I see nothing in there arguing against someone using their upvote strength to vote for themselves. I consider it advocating for the value of your own voice. If I'm going to take the time to write something, I want it to be at least worth one of my upvotes.

Do you have to impress anyone else to get a vote from yourself?

Does it really matter beyond an individuals own ethics ?

That is all very well and good, but your opinion about your own work means nothing in the context of 'quality' because quality requires other people, lots of other people, to make the same judgement. That's how Steem works, except in this respect.

free market dynamics > personal opinion

voting for yourself will never overcome that and I'm not claiming it will.

I dont care if people vote for their own work, simply put.

  ·  7 years ago (edited)

It's not about the bigger picture, just about raising the bar for exploitative behaviour from new users, so that the quality does not decline.

If I voted every one of my posts and comments with HF19, what do you think people would think of me, especially being I am operating a Witness?

well, you would burn through your voting power pretty quick and not be able to upvote others, but that is currently your prerogative.

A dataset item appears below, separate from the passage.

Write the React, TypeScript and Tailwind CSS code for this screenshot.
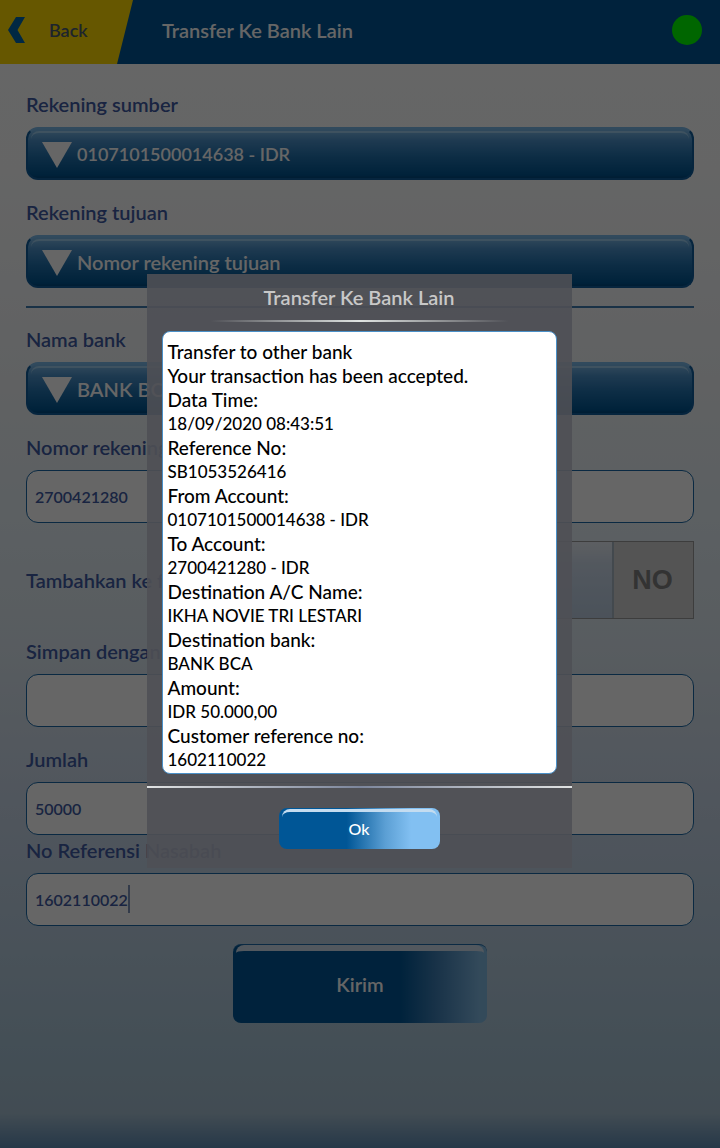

you're begging the question that everyone upvoting their own content will necessarily decrease quality, and I don't think the two are directly correlated.

Theres a reason "upvote your post" is an default option on new posts but not new comments -- because most people would do that anyways.

also, a quick example -- i've made a few comments in different threads today that I upvoted a small percentage just to push it to the top of the comment pile. Why? Because I want more people to see my comment. That's perfectly within my prerogative and my voting power reflects that.